This season, women are making waves. We may not have elected our first female U.S. president, but on Nov. 11 another glass ceiling was broken when the first World Surf League women’s big-wave championship event was held at the legendary Peahi on Maui’s north shore.
This being Jaws, that ceiling also broke atop many contestants as they navigated glass moguls on walls chopped up by the brisk tradewinds. Paddling into waves that break so fast and powerful that the norm, until about five years ago, was to be towed in with personal watercraft, it was a giant step — that is, drop — for womankind.
The women’s and men’s events alternated throughout the one-day competition in prime, towering conditions.
“Peter Mel, the WSL big-wave commissioner, was calling wave heights of 30-foot-plus, faces in the 40- to 50-foot range,” said Dave Prodan, the organization’s vice president of communications, when I caught up with him by phone Monday.
Maui residents Paige Alms and Billy Kemper won the women’s and men’s challenges with masterful rides that scored 7.83 and 10, respectively.
Asked how she felt out there, “I felt pretty calm,” Alms, 28, wrote in an email. “All the hard work was done, so it really was all about having fun!”
During the live-stream coverage Nov. 11, it seemed as if officials were trying to choose less extreme conditions for the women but ended up sending them out into some of the most radical waves of the day. “Swells of that magnitude tend to ebb and flow, and certainly when the women went out for their opening heat, the swell energy was pulsing,” Prodan said.
Yet as they paddled for position, the women smiled, looking remarkably relaxed and supportive.
“For sure! That’s how the big-wave community is,” Alms said. “We are all encouraging one another, cheering for each other!”
AT 16 I surfed my first big waves at Ricebowls, the deep-water break on Oahu’s South Shore. It was a rite of passage for the Tonggs Gang. I was the only girl, but my coaches — Donny Mailer and Tomi Winkler — insisted I could do it.

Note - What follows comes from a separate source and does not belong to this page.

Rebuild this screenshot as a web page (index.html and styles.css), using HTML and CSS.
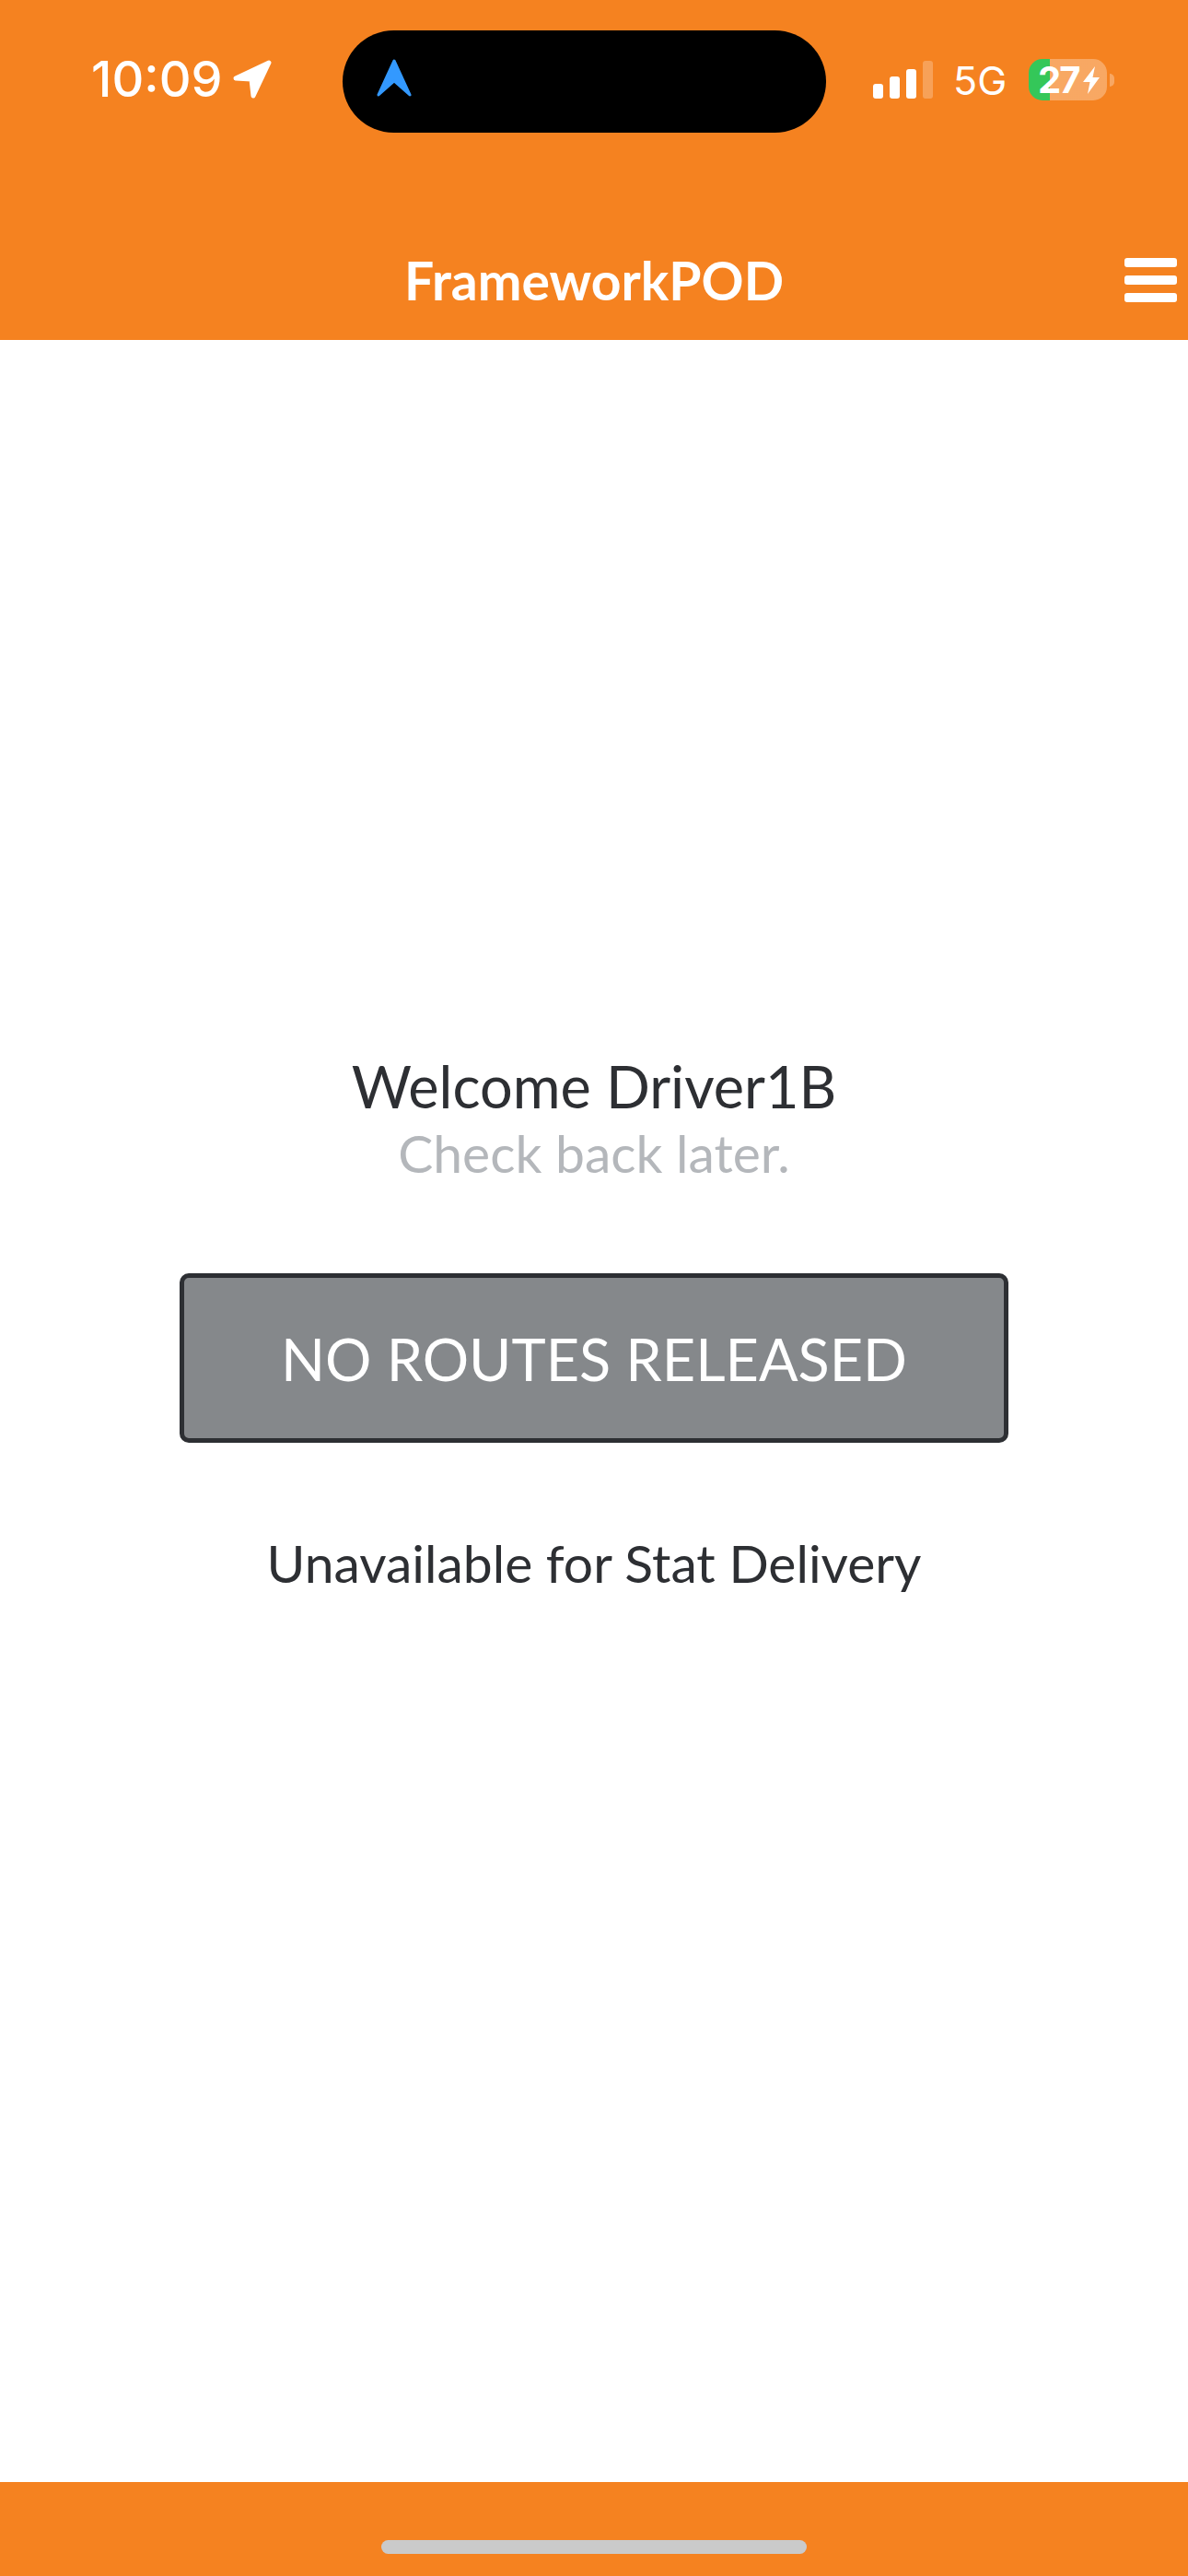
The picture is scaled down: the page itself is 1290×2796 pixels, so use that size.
FILE: index.html
```html
<!DOCTYPE html>
<html lang="en">
	<head>
		<meta charset="UTF-8" />
		<meta name="viewport" content="width=device-width, initial-scale=1.0" />
		<title>FrameworkPOD</title>
		<link rel="stylesheet" href="styles.css">
	</head>
	<body>
		<header class="app-header">
			<div class="status-bar">
				<div class="status-time">
					<span class="time-text">10:09</span>
					<svg class="location-icon" viewBox="0 0 42 42">
						<path d="M3 20 L39 3 L22 39 L20 21 Z" />
					</svg>
				</div>
				<div class="island">
					<svg class="nav-icon" viewBox="0 0 38 41">
						<path d="M19 2 L36 39 L19 24 L2 39 Z" />
					</svg>
				</div>
				<div class="status-right">
					<div class="signal">
						<span class="bar bar-1"></span>
						<span class="bar bar-2"></span>
						<span class="bar bar-3"></span>
						<span class="bar bar-4"></span>
					</div>
					<span class="network">5G</span>
					<div class="battery">
						<span class="battery-level">27</span>
						<svg class="bolt-icon" viewBox="0 0 18 30">
							<path d="M13 0 L0 17 L7.5 17 L5 30 L18 12 L10.5 12 Z" />
						</svg>
					</div>
					<span class="battery-nub"></span>
				</div>
			</div>
			<nav class="navbar">
				<span class="nav-side"></span>
				<span class="nav-title">FrameworkPOD</span>
				<div class="nav-side">
					<button class="menu-button" aria-label="Menu">
						<span></span>
						<span></span>
						<span></span>
					</button>
				</div>
			</nav>
		</header>

		<main class="content">
			<h1 class="welcome">Welcome Driver1B</h1>
			<p class="subtitle">Check back later.</p>
			<button class="routes-button" disabled>NO ROUTES RELEASED</button>
			<p class="stat-status">Unavailable for Stat Delivery</p>
		</main>

		<footer class="app-footer">
			<span class="home-indicator"></span>
		</footer>
	</body>
</html>
```

FILE: styles.css
```css
body {
	margin: 0;
	height: 2796px;
	display: flex;
	flex-direction: column;
	font-family: 'Lato', sans-serif;
	background-color: white;
	color: #2d2f33;
}
.app-header {
	background-color: #f58220;
	height: 369px;
	color: white;
}
.status-bar {
	display: flex;
	align-items: flex-start;
	height: 144px;
	padding-top: 33px;
	box-sizing: border-box;
	font-family: 'Inter', sans-serif;
}
.status-time {
	display: flex;
	align-items: center;
	width: 372px;
	height: 111px;
	padding-left: 99px;
	padding-bottom: 6px;
	box-sizing: border-box;
}
.time-text {
	font-size: 54px;
	font-weight: 500;
	line-height: 1;
}
.location-icon {
	width: 42px;
	height: 42px;
	margin-left: 11px;
}
.location-icon path {
	fill: white;
	stroke: white;
	stroke-width: 5;
	stroke-linejoin: round;
}
.island {
	display: flex;
	align-items: center;
	width: 525px;
	height: 111px;
	padding-left: 37px;
	padding-bottom: 8px;
	box-sizing: border-box;
	background-color: black;
	border-radius: 56px;
}
.nav-icon {
	width: 38px;
	height: 41px;
}
.nav-icon path {
	fill: #3399ff;
	stroke: #3399ff;
	stroke-width: 3;
	stroke-linejoin: round;
}
.status-right {
	display: flex;
	align-items: flex-start;
	padding-left: 51px;
	padding-top: 31px;
}
.signal {
	display: flex;
	align-items: flex-end;
	gap: 7px;
	height: 41px;
	margin-top: 2px;
}
.bar {
	width: 11px;
	background-color: white;
	border-radius: 3px;
}
.bar-1 {
	height: 16px;
}
.bar-2 {
	height: 24px;
}
.bar-3 {
	height: 32px;
}
.bar-4 {
	height: 41px;
	opacity: 0.25;
}
.network {
	width: 82px;
	margin-left: 22px;
	margin-top: 2px;
	font-size: 43px;
	line-height: 43px;
}
.battery {
	display: flex;
	align-items: center;
	width: 85px;
	height: 45px;
	padding-left: 10px;
	box-sizing: border-box;
	border-radius: 15px;
	background: linear-gradient(to right, #34c759 23px, rgba(255, 255, 255, 0.3) 23px);
}
.battery-level {
	font-size: 40px;
	font-weight: 700;
	line-height: 45px;
	letter-spacing: -2px;
}
.bolt-icon {
	width: 18px;
	height: 30px;
	margin-left: 5px;
}
.bolt-icon path {
	fill: white;
}
.battery-nub {
	width: 5px;
	height: 14px;
	margin-left: 3px;
	margin-top: 16px;
	background-color: rgba(255, 255, 255, 0.3);
	border-radius: 0 5px 5px 0;
}
.navbar {
	display: grid;
	grid-template-columns: 1fr auto 1fr;
	align-items: center;
	height: 225px;
	padding: 95px 12px 0;
	box-sizing: border-box;
}
.nav-title {
	font-size: 57px;
	font-weight: 700;
}
.nav-side {
	display: flex;
	justify-content: flex-end;
}
.menu-button {
	display: flex;
	flex-direction: column;
	gap: 9px;
	padding: 0;
	margin-top: 3px;
	margin-bottom: 4px;
	background: none;
	border: none;
}
.menu-button span {
	width: 57px;
	height: 10px;
	background-color: white;
	border-radius: 3px;
}
.content {
	flex: 1;
	display: flex;
	flex-direction: column;
	align-items: center;
	padding-top: 774px;
	text-align: center;
}
.welcome {
	margin: 0;
	font-size: 63px;
	font-weight: 400;
	line-height: 72px;
}
.subtitle {
	margin: 0;
	font-size: 57px;
	line-height: 72px;
	color: #b4b7bb;
}
.routes-button {
	width: 900px;
	height: 184px;
	margin-top: 95px;
	background-color: #85888b;
	border: 5px solid #2d2f33;
	border-radius: 10px;
	color: white;
	font-family: 'Lato', sans-serif;
	font-size: 63px;
}
.stat-status {
	margin: 94px 0 0;
	font-size: 57px;
	line-height: 72px;
}
.app-footer {
	display: flex;
	justify-content: center;
	height: 102px;
	background-color: #f58220;
}
.home-indicator {
	width: 462px;
	height: 15px;
	margin-top: 63px;
	background-color: #cacaca;
	border-radius: 8px;
}
```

They said Ricebowls was 8 to 10 feet when they took me out and taught me the lineup, triangulating off the Diamond Head lighthouse and high-rise condos that looked very, very small and far away.
I’ll never forget pushing to get under the shadows of those pitching lips, the long, vertiginous drops and the horrific wipeout, getting clubbed in the head by a glass fist and held down until I nearly blacked out.

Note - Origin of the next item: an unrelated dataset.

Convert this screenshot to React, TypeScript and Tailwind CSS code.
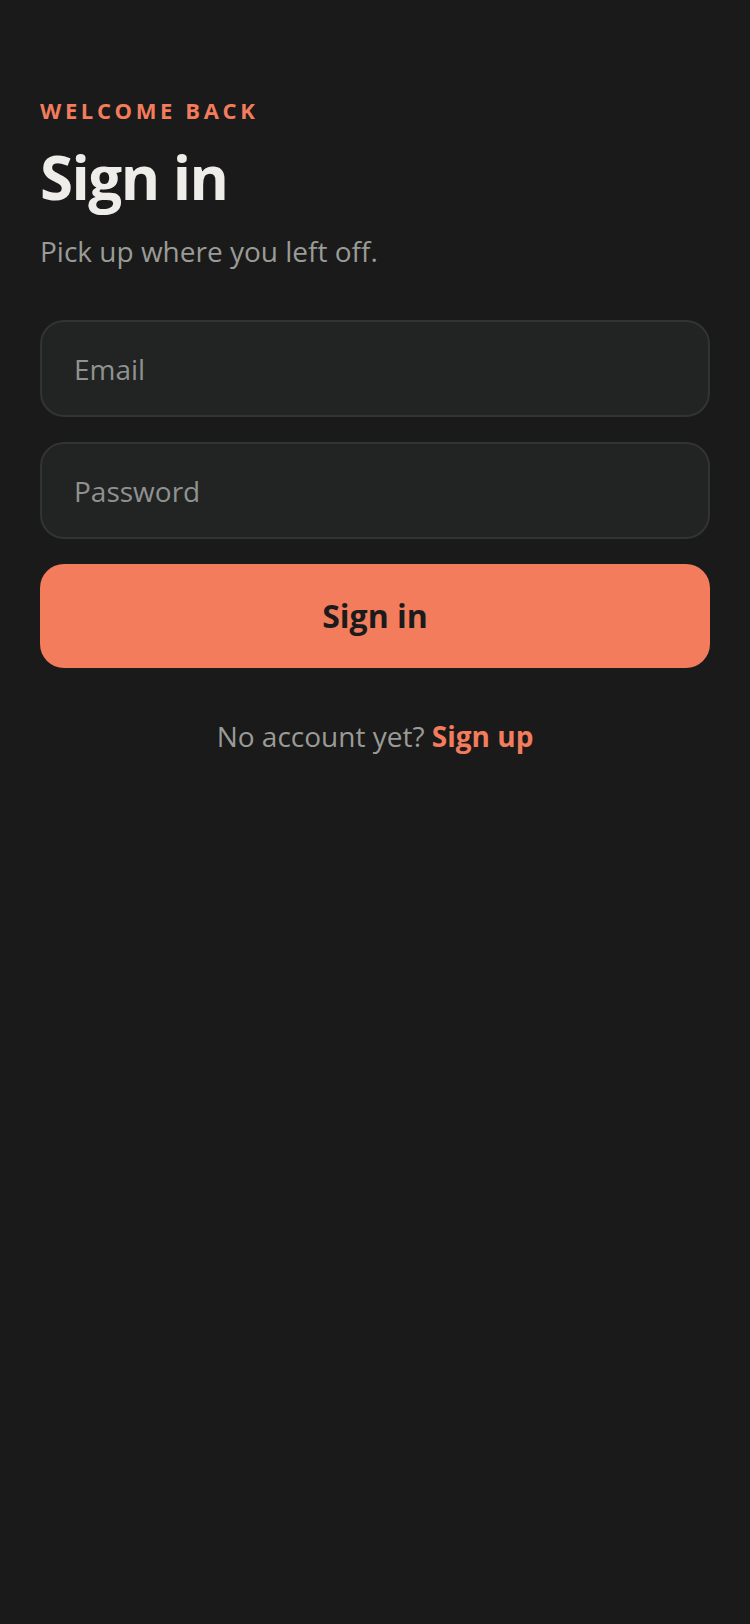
import React from "react";

export default function App() {
  return (
    <div
      className="min-h-[1624px] w-full bg-[#191a19] px-10"
      style={{ fontFamily: '"Open Sans", "Noto Sans", sans-serif' }}
    >
      <div className="pt-[99px]">
        <p className="text-[22px] leading-[22px] font-bold tracking-[0.165em] text-[#f27c5c]">
          WELCOME BACK
        </p>
        <h1 className="mt-[26px] text-[60px] leading-[60px] font-bold tracking-[-0.025em] text-[#eeede9]">
          Sign in
        </h1>
        <p className="mt-[30px] text-[28px] leading-[28px] text-[#9a9b97]">
          Pick up where you left off.
        </p>
      </div>

      <form className="mt-[55px] flex flex-col gap-[25px]" onSubmit={(e) => e.preventDefault()}>
        <input
          type="email"
          placeholder="Email"
          className="h-[97px] w-full rounded-[24px] border-2 border-[#313433] bg-[#212423] px-8 text-[28px] text-[#eeede9] placeholder:text-[#8f928f] outline-none"
        />
        <input
          type="password"
          placeholder="Password"
          className="h-[97px] w-full rounded-[24px] border-2 border-[#313433] bg-[#212423] px-8 text-[28px] text-[#eeede9] placeholder:text-[#8f928f] outline-none"
        />
        <button
          type="submit"
          className="h-[104px] w-full rounded-[24px] bg-[#f27c5c] text-[32px] font-bold text-[#1a1b1a]"
        >
          Sign in
        </button>
      </form>

      <p className="mt-[54px] text-center text-[28px] leading-[28px] text-[#9a9b97]">
        No account yet? <span className="font-bold text-[#f27c5c]">Sign up</span>
      </p>
    </div>
  );
}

But Donny was there to haul me up onto his board while Tomi scrambled to retrieve mine.
What touches me in retrospect, although it irritated me then, was that when I made a wave, the guys just shrugged.
It takes a neighborhood.
AT PEAHI, Alms “took off on waves that could have had her perform with a solid result against the men,” Prodan said.
So will WSL hold a coed big-wave contest next?
“Um, it’s possible,” he replied, but “at the moment the framework is based on how we operate the championship tours, and there are more men surfers than women.”
Then Prodan added something that struck me: “Some of these girls had never surfed Jaws before.” Peahi breaks only a few times a year, and some of the contestants live as far away as Australia and France.
Even if they do make it for a swell, “they may not be able to get the waves they need to practice in such a competitive lineup.”
So on a day when Jaws veteran Keala Kennelly was injured, along with fellow big-wave riders Emily Erickson and Laura Enever, several women risked their lives just to try the place.
In Hillary Clinton’s concession speech, she reassured little girls that they deserve every opportunity to pursue and achieve their own dreams.
In a radio interview, a sobbing student at Wellesley College said, “We put on our pantsuits and we fight on.”
Likewise, female big-wave surfers will put on their inflatable life vests and charge again.
Whether the arena is politics or Peahi, winning isn’t everything.